▸ **Required work**: Return only the lines from the top of the data down to the one that holds "В. :: редактирование</span>", both included, without any pictures.

▸ **Data shown**:
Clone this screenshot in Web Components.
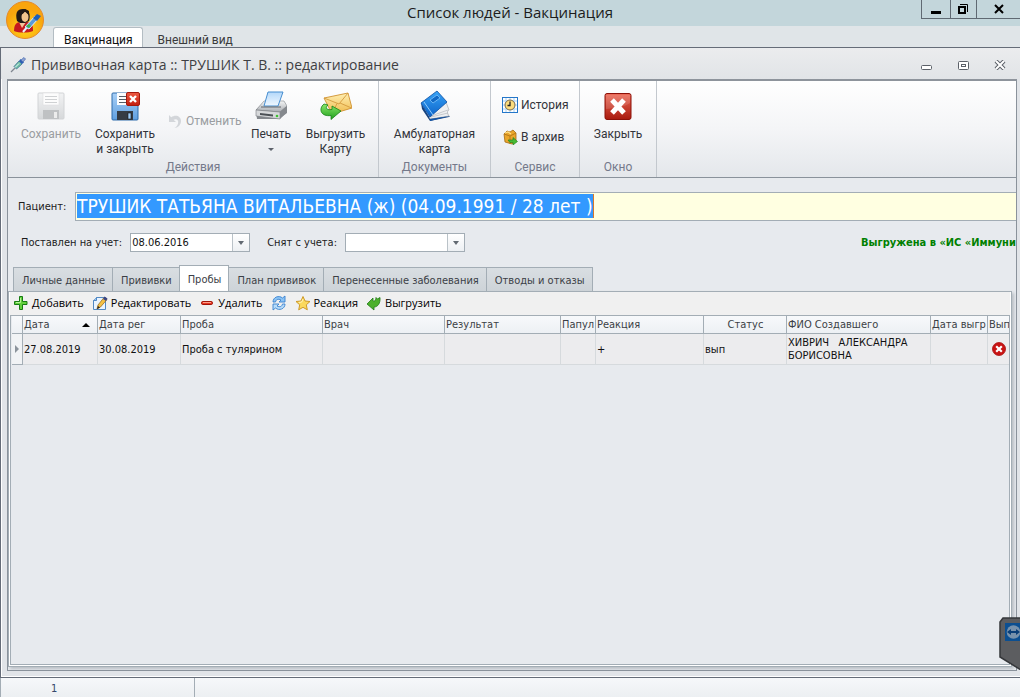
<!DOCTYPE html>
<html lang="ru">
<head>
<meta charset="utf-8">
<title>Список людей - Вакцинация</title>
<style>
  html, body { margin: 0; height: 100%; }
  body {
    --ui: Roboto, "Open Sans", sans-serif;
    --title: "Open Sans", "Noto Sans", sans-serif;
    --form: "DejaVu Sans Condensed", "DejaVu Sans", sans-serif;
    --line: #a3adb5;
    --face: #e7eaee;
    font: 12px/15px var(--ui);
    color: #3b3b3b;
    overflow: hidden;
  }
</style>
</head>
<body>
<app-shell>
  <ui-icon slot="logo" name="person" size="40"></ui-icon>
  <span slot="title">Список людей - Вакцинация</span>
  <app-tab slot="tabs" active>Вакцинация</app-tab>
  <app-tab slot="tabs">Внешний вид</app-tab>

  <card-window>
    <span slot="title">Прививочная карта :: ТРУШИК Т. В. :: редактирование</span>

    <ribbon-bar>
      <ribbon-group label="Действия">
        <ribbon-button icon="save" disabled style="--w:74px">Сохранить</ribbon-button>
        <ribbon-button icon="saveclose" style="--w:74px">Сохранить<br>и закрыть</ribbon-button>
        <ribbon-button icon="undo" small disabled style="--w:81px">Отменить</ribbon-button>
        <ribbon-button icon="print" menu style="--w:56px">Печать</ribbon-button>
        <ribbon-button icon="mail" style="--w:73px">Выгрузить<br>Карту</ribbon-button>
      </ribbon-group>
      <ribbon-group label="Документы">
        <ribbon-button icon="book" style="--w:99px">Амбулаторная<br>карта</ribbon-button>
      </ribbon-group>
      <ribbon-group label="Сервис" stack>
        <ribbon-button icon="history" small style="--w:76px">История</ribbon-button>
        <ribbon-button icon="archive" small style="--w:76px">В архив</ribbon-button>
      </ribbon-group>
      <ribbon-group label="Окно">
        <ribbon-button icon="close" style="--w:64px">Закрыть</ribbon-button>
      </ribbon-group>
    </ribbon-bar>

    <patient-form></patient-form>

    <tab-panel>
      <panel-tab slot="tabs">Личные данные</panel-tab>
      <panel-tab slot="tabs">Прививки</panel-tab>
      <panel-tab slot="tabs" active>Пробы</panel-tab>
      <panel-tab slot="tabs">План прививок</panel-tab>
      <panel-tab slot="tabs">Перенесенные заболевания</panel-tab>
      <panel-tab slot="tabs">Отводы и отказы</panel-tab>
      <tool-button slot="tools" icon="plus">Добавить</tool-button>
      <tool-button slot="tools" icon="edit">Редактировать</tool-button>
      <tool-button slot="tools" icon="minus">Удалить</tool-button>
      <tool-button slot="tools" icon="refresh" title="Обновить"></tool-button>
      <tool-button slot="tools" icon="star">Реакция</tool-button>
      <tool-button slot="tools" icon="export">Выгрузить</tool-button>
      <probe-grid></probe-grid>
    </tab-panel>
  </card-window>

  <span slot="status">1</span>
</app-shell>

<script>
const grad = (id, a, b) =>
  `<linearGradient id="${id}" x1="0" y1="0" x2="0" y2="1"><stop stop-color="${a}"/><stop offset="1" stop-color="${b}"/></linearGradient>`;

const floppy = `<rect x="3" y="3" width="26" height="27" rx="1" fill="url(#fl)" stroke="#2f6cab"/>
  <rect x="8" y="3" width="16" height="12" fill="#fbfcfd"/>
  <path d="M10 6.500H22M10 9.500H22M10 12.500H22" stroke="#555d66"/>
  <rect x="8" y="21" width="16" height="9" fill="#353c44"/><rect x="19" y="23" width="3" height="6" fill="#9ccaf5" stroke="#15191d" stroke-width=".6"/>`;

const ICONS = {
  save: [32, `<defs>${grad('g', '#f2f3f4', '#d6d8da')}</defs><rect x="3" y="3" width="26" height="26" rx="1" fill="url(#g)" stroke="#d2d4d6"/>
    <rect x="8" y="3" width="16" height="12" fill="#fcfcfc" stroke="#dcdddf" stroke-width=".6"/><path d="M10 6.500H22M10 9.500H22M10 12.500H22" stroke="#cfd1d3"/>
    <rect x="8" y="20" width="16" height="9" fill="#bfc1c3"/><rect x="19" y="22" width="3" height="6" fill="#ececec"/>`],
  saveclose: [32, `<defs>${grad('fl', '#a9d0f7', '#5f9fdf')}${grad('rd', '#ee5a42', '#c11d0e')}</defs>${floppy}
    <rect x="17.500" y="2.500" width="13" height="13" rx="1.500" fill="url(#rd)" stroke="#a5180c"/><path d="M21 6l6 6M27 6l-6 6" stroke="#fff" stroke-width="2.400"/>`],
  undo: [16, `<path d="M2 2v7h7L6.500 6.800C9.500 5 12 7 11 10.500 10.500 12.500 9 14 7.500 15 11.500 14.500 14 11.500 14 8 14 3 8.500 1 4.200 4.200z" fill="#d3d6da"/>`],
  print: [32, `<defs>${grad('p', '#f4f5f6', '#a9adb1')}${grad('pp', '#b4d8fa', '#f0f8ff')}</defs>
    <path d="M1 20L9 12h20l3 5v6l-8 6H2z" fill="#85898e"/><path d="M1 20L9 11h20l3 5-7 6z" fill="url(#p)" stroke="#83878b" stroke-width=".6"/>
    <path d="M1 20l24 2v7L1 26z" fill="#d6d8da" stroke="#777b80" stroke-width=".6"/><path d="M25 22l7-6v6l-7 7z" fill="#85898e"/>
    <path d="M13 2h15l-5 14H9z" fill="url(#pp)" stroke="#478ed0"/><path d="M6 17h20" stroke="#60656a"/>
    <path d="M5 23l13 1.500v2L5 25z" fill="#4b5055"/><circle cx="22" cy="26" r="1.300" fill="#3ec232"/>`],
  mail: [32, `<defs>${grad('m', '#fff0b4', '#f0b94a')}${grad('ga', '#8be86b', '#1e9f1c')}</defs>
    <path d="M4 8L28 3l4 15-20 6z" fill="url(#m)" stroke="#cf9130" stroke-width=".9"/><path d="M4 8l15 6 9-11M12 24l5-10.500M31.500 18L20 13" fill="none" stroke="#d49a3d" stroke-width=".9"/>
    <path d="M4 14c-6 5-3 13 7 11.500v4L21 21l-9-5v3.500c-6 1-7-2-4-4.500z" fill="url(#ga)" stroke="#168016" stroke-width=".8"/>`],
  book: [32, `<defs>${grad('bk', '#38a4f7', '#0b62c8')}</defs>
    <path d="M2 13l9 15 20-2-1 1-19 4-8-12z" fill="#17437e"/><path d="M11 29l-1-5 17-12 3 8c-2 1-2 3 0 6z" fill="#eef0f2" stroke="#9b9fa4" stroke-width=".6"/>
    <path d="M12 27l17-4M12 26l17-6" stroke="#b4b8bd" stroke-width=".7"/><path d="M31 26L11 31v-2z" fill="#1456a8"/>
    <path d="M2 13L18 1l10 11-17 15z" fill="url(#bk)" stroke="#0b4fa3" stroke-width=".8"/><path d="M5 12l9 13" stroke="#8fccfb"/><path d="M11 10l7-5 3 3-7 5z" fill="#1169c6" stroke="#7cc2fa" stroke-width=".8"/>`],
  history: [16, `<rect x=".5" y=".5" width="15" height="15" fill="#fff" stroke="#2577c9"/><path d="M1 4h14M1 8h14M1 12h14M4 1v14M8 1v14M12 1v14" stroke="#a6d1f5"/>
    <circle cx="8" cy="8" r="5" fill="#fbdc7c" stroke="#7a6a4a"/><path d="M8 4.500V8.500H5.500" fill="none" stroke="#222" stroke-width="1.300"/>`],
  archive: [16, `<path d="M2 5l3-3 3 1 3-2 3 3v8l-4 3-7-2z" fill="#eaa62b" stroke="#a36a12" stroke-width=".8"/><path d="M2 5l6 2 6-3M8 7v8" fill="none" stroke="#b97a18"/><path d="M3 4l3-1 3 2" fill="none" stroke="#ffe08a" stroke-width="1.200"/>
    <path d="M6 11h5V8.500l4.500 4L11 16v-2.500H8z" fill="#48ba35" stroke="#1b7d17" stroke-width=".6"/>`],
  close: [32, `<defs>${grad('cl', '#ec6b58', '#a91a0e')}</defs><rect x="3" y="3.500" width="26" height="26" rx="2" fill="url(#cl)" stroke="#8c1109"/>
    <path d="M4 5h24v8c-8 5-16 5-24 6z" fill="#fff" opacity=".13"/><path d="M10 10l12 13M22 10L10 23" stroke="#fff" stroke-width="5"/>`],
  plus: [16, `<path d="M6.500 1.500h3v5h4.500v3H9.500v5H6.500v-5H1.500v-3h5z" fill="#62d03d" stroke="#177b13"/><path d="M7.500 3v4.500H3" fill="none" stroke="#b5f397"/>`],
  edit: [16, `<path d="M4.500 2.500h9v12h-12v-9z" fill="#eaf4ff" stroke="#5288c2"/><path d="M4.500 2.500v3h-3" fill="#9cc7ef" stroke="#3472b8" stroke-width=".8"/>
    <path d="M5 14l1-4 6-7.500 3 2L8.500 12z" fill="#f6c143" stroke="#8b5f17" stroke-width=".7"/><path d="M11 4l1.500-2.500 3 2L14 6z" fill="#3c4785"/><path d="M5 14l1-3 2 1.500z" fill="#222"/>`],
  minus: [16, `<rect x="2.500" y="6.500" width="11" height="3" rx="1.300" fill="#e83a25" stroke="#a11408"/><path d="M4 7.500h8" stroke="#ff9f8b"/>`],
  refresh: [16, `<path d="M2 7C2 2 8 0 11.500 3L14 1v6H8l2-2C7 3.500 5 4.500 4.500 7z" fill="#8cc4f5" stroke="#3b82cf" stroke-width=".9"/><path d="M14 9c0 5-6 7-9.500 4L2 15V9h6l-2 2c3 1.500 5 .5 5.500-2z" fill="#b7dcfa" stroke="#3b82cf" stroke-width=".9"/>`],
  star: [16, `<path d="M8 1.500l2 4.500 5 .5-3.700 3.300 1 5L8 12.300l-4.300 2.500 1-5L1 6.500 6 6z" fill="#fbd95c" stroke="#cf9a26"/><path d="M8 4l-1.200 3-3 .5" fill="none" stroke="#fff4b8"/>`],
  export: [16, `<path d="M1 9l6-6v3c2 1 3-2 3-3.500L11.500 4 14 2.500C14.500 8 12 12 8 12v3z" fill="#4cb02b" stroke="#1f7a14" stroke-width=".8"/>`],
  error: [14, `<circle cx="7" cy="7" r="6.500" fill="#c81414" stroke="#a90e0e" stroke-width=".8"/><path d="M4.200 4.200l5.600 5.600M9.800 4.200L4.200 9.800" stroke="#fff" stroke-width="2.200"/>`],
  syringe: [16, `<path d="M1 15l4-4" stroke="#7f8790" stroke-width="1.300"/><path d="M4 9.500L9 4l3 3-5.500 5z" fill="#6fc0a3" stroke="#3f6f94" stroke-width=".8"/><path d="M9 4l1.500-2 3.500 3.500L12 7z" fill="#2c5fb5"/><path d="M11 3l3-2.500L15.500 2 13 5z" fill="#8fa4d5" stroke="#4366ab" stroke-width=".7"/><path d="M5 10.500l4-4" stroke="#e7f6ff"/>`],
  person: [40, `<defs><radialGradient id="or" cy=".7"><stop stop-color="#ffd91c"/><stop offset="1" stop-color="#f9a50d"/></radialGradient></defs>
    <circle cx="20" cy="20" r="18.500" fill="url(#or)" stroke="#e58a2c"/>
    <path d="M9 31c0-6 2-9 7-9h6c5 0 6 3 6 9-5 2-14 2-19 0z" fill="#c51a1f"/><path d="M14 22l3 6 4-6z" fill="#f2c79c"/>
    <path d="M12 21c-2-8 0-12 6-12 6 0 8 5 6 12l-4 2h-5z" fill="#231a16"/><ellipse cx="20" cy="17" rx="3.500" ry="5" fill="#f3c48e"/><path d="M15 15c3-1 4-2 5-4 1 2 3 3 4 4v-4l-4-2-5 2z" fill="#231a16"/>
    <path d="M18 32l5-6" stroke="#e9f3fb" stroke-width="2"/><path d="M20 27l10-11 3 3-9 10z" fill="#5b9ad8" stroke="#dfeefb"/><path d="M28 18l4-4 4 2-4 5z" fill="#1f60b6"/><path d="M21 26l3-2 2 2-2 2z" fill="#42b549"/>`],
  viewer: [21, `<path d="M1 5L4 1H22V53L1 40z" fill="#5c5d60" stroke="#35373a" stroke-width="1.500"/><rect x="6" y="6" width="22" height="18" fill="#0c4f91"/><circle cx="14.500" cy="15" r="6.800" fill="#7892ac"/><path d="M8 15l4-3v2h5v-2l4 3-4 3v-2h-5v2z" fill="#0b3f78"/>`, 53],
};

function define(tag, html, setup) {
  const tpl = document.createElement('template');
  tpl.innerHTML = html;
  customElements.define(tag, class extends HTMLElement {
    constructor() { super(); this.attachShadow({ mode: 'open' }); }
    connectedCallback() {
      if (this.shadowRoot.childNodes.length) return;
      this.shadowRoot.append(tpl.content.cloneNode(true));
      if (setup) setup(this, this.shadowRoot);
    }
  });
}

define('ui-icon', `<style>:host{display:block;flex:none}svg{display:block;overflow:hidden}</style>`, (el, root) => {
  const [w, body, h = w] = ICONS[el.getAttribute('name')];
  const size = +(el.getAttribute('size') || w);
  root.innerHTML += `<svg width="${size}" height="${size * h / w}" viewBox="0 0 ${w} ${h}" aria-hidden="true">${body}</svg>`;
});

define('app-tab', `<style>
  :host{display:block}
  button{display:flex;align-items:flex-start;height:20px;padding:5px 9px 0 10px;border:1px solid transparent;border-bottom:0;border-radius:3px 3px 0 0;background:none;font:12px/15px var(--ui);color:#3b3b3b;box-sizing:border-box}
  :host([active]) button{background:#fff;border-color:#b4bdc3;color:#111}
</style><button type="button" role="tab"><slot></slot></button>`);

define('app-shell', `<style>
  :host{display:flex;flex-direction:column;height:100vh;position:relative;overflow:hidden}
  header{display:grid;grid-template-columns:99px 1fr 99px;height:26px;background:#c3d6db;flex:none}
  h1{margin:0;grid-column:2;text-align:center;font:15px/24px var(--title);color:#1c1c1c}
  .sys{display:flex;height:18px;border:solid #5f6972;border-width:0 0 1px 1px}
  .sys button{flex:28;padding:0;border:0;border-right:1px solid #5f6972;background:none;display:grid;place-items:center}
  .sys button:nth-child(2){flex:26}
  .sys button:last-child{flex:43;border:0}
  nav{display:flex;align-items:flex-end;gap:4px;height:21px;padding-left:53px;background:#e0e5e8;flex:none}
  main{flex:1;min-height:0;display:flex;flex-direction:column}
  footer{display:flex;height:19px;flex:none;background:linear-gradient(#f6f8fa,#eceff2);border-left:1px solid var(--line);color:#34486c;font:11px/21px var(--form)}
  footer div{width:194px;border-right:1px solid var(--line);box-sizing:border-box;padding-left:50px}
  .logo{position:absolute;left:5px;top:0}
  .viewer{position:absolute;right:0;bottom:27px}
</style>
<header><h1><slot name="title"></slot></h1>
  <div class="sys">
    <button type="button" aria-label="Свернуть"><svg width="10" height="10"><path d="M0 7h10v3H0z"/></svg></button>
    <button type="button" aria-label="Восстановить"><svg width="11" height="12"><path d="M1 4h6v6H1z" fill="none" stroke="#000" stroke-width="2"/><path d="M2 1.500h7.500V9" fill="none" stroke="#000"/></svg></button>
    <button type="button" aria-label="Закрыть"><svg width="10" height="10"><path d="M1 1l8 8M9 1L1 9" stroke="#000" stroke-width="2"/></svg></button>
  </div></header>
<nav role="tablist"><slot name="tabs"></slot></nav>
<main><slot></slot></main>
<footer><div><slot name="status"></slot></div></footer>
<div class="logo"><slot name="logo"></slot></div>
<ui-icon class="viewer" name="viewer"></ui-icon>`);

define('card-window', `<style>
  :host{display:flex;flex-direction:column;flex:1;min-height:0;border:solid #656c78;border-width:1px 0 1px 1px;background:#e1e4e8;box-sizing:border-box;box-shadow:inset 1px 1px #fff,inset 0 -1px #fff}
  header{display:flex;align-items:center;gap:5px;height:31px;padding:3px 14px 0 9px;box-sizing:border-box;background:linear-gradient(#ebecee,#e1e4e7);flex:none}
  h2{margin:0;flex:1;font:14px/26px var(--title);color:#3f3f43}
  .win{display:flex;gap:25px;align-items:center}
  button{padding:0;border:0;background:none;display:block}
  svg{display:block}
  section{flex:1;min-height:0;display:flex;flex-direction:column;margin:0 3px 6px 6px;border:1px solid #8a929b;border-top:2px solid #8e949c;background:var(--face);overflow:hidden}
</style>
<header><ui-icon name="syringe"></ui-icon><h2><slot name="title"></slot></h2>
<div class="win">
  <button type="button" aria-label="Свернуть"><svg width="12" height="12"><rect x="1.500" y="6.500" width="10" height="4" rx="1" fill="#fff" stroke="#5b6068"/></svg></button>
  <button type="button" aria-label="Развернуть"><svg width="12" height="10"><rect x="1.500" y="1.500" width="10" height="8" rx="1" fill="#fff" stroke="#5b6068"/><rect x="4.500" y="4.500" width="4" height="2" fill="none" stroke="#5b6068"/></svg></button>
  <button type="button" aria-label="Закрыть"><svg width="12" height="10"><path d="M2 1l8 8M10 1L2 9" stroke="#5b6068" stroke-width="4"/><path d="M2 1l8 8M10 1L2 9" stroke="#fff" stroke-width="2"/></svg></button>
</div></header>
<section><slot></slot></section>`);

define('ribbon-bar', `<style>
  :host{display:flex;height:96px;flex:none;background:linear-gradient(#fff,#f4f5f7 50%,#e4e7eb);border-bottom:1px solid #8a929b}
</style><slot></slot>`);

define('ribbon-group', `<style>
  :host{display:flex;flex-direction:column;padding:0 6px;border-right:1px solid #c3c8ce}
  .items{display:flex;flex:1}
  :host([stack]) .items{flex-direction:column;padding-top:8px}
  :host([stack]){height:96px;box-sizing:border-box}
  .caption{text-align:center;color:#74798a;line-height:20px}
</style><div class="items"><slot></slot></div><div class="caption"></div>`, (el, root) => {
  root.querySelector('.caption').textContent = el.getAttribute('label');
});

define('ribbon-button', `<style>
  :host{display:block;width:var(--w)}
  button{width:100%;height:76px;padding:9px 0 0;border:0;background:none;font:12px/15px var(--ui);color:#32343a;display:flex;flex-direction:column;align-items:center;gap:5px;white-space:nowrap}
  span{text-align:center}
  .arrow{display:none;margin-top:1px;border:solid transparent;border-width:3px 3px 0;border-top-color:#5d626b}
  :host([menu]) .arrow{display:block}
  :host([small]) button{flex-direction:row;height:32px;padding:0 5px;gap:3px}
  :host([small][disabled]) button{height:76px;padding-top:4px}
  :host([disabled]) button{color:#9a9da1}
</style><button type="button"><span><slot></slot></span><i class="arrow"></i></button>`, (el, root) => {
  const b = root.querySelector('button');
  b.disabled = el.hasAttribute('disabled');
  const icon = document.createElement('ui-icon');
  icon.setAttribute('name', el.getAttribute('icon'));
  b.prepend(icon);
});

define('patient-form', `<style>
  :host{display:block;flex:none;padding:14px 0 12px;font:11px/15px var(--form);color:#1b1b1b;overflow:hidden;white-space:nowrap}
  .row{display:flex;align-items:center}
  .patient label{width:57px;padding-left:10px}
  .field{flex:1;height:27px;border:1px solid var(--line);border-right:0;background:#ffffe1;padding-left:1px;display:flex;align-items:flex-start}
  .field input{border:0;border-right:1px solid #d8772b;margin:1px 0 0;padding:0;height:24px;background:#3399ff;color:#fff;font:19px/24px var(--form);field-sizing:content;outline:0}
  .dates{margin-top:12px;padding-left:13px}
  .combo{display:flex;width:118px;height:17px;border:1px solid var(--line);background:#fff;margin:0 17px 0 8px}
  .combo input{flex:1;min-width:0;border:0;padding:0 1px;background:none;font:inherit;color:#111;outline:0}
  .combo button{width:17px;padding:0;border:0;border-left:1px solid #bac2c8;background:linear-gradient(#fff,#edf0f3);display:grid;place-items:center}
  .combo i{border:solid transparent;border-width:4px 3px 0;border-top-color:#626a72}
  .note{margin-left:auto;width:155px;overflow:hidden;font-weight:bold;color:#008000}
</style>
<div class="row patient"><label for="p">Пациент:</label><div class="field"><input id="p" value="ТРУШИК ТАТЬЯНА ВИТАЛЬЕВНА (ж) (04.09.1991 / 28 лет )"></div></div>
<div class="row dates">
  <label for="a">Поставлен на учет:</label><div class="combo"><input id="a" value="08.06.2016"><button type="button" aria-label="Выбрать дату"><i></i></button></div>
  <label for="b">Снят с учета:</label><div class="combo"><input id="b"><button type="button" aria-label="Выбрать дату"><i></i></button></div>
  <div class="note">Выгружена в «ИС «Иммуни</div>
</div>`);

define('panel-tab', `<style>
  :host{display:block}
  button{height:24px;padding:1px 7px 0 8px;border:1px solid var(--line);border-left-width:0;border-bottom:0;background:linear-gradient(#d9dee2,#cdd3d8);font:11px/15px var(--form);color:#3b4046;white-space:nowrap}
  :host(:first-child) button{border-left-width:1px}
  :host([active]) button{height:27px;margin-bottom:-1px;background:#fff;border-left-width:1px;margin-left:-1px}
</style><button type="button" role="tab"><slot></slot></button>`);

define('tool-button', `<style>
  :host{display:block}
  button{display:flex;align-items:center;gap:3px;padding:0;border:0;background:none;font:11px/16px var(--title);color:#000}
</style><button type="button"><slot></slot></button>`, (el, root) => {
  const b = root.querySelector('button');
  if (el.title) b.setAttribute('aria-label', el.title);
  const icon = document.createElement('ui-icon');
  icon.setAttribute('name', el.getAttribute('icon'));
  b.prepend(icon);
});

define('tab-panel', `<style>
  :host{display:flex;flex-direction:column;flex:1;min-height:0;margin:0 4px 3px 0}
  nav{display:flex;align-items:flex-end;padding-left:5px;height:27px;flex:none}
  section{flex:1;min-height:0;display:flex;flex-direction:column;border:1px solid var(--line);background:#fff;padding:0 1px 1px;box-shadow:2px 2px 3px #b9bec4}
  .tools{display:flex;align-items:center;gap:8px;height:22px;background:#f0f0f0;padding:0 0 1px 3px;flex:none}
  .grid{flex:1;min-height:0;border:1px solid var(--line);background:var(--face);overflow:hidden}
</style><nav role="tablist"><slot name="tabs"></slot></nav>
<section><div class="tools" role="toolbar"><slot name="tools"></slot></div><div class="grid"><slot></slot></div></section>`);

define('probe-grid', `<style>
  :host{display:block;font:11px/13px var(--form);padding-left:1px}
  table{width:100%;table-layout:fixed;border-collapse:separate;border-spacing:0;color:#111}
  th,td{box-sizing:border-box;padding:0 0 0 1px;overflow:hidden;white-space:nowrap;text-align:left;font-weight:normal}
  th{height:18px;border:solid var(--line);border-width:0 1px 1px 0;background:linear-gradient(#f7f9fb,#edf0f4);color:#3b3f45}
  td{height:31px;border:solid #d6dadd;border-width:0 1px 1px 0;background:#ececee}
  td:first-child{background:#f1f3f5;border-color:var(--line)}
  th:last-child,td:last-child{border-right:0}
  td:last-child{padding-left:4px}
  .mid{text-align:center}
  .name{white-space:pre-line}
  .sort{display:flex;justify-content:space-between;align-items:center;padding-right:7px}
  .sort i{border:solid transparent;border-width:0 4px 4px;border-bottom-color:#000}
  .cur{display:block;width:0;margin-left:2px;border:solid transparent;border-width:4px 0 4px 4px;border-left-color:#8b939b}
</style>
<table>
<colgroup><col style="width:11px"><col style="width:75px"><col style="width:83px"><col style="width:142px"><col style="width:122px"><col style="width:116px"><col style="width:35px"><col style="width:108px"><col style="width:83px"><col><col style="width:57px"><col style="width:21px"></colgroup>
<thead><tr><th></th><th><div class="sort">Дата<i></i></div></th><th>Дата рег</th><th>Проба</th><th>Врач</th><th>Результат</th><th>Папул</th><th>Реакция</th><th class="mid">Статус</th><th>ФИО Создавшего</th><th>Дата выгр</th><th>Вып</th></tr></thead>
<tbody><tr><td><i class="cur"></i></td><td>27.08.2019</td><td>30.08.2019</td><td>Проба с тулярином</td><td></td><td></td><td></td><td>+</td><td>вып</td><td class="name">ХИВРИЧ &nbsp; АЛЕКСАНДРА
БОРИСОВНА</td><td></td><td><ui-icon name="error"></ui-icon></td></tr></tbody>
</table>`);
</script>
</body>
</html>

▸ **Written solution**:
Clone this screenshot in Web Components.
<!DOCTYPE html>
<html lang="ru">
<head>
<meta charset="utf-8">
<title>Список людей - Вакцинация</title>
<style>
  html, body { margin: 0; height: 100%; }
  body {
    --ui: Roboto, "Open Sans", sans-serif;
    --title: "Open Sans", "Noto Sans", sans-serif;
    --form: "DejaVu Sans Condensed", "DejaVu Sans", sans-serif;
    --line: #a3adb5;
    --face: #e7eaee;
    font: 12px/15px var(--ui);
    color: #3b3b3b;
    overflow: hidden;
  }
</style>
</head>
<body>
<app-shell>
  <ui-icon slot="logo" name="person" size="40"></ui-icon>
  <span slot="title">Список людей - Вакцинация</span>
  <app-tab slot="tabs" active>Вакцинация</app-tab>
  <app-tab slot="tabs">Внешний вид</app-tab>

  <card-window>
    <span slot="title">Прививочная карта :: ТРУШИК Т. В. :: редактирование</span>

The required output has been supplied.